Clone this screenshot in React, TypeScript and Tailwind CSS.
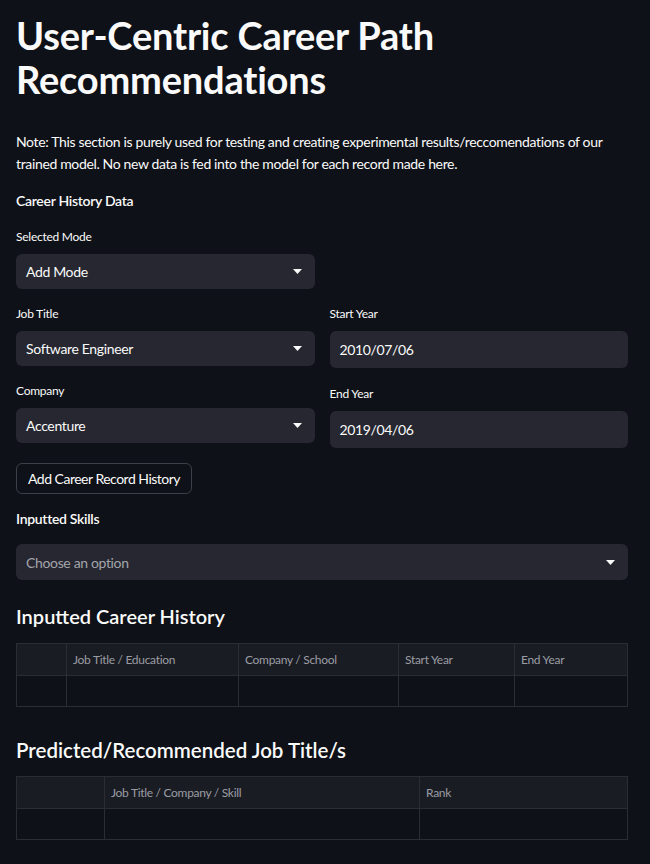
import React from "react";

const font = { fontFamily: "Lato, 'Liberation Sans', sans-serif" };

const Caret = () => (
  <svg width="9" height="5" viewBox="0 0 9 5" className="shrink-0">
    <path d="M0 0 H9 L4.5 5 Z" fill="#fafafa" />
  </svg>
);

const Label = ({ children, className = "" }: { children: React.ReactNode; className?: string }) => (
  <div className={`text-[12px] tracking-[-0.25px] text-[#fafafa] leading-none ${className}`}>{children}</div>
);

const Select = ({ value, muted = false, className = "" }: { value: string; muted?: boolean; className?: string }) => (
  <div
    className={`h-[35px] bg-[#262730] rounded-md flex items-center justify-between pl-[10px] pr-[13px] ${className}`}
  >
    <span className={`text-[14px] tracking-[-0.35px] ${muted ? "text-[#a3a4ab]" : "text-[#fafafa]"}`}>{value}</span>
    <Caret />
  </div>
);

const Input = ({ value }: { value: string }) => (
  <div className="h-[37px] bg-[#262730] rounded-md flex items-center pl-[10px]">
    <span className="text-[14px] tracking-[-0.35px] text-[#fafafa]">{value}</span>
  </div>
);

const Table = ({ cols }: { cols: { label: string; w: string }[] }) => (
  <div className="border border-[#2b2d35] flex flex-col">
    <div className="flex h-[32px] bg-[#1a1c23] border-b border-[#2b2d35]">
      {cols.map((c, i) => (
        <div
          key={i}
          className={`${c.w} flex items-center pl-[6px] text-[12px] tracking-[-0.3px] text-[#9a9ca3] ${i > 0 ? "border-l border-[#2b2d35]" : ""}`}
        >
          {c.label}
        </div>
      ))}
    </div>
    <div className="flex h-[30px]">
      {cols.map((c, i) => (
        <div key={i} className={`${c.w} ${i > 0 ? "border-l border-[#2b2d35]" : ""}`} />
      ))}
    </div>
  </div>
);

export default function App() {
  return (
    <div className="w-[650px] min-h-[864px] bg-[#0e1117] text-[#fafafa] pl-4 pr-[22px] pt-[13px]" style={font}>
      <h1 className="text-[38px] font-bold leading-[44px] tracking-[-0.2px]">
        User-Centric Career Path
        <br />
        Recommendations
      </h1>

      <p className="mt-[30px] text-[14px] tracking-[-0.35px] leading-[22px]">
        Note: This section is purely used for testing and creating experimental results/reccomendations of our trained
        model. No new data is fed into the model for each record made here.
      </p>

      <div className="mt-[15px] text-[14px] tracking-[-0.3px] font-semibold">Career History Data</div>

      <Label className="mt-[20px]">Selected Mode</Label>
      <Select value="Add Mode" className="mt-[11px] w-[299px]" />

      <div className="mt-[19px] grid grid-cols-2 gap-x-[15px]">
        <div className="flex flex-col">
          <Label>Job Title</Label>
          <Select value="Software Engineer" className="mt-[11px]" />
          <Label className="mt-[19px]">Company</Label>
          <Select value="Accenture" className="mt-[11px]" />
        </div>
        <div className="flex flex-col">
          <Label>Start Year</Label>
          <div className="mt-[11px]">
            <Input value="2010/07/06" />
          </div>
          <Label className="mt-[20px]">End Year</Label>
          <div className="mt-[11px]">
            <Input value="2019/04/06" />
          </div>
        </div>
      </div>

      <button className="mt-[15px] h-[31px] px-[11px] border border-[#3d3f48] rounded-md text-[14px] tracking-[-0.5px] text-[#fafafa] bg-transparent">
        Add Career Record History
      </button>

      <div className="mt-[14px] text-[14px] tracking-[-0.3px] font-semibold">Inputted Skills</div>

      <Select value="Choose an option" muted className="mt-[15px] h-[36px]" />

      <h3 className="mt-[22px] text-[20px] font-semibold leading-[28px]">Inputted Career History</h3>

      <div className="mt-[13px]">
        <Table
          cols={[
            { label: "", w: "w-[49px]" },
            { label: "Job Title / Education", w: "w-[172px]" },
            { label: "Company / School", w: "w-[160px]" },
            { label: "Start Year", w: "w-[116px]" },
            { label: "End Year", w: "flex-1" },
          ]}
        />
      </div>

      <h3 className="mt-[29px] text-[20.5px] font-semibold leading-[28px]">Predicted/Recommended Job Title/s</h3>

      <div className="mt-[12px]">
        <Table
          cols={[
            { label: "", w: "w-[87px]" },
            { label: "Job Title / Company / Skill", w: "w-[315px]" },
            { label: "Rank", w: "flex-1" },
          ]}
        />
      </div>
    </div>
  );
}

* What you have to do
Restate the data above exactly, stripping out each image.

* Task output
Clone this screenshot in React, TypeScript and Tailwind CSS.
import React from "react";

const font = { fontFamily: "Lato, 'Liberation Sans', sans-serif" };

const Caret = () => (
  <svg width="9" height="5" viewBox="0 0 9 5" className="shrink-0">
    <path d="M0 0 H9 L4.5 5 Z" fill="#fafafa" />
  </svg>
);

const Label = ({ children, className = "" }: { children: React.ReactNode; className?: string }) => (
  <div className={`text-[12px] tracking-[-0.25px] text-[#fafafa] leading-none ${className}`}>{children}</div>
);

const Select = ({ value, muted = false, className = "" }: { value: string; muted?: boolean; className?: string }) => (
  <div
    className={`h-[35px] bg-[#262730] rounded-md flex items-center justify-between pl-[10px] pr-[13px] ${className}`}
  >
    <span className={`text-[14px] tracking-[-0.35px] ${muted ? "text-[#a3a4ab]" : "text-[#fafafa]"}`}>{value}</span>
    <Caret />
  </div>
);

const Input = ({ value }: { value: string }) => (
  <div className="h-[37px] bg-[#262730] rounded-md flex items-center pl-[10px]">
    <span className="text-[14px] tracking-[-0.35px] text-[#fafafa]">{value}</span>
  </div>
);

const Table = ({ cols }: { cols: { label: string; w: string }[] }) => (
  <div className="border border-[#2b2d35] flex flex-col">
    <div className="flex h-[32px] bg-[#1a1c23] border-b border-[#2b2d35]">
      {cols.map((c, i) => (
        <div
          key={i}
          className={`${c.w} flex items-center pl-[6px] text-[12px] tracking-[-0.3px] text-[#9a9ca3] ${i > 0 ? "border-l border-[#2b2d35]" : ""}`}
        >
          {c.label}
        </div>
      ))}
    </div>
    <div className="flex h-[30px]">
      {cols.map((c, i) => (
        <div key={i} className={`${c.w} ${i > 0 ? "border-l border-[#2b2d35]" : ""}`} />
      ))}
    </div>
  </div>
);

export default function App() {
  return (
    <div className="w-[650px] min-h-[864px] bg-[#0e1117] text-[#fafafa] pl-4 pr-[22px] pt-[13px]" style={font}>
      <h1 className="text-[38px] font-bold leading-[44px] tracking-[-0.2px]">
        User-Centric Career Path
        <br />
        Recommendations
      </h1>

      <p className="mt-[30px] text-[14px] tracking-[-0.35px] leading-[22px]">
        Note: This section is purely used for testing and creating experimental results/reccomendations of our trained
        model. No new data is fed into the model for each record made here.
      </p>

      <div className="mt-[15px] text-[14px] tracking-[-0.3px] font-semibold">Career History Data</div>

      <Label className="mt-[20px]">Selected Mode</Label>
      <Select value="Add Mode" className="mt-[11px] w-[299px]" />

      <div className="mt-[19px] grid grid-cols-2 gap-x-[15px]">
        <div className="flex flex-col">
          <Label>Job Title</Label>
          <Select value="Software Engineer" className="mt-[11px]" />
          <Label className="mt-[19px]">Company</Label>
          <Select value="Accenture" className="mt-[11px]" />
        </div>
        <div className="flex flex-col">
          <Label>Start Year</Label>
          <div className="mt-[11px]">
            <Input value="2010/07/06" />
          </div>
          <Label className="mt-[20px]">End Year</Label>
          <div className="mt-[11px]">
            <Input value="2019/04/06" />
          </div>
        </div>
      </div>

      <button className="mt-[15px] h-[31px] px-[11px] border border-[#3d3f48] rounded-md text-[14px] tracking-[-0.5px] text-[#fafafa] bg-transparent">
        Add Career Record History
      </button>

      <div className="mt-[14px] text-[14px] tracking-[-0.3px] font-semibold">Inputted Skills</div>

      <Select value="Choose an option" muted className="mt-[15px] h-[36px]" />

      <h3 className="mt-[22px] text-[20px] font-semibold leading-[28px]">Inputted Career History</h3>

      <div className="mt-[13px]">
        <Table
          cols={[
            { label: "", w: "w-[49px]" },
            { label: "Job Title / Education", w: "w-[172px]" },
            { label: "Company / School", w: "w-[160px]" },
            { label: "Start Year", w: "w-[116px]" },
            { label: "End Year", w: "flex-1" },
          ]}
        />
      </div>

      <h3 className="mt-[29px] text-[20.5px] font-semibold leading-[28px]">Predicted/Recommended Job Title/s</h3>

      <div className="mt-[12px]">
        <Table
          cols={[
            { label: "", w: "w-[87px]" },
            { label: "Job Title / Company / Skill", w: "w-[315px]" },
            { label: "Rank", w: "flex-1" },
          ]}
        />
      </div>
    </div>
  );
}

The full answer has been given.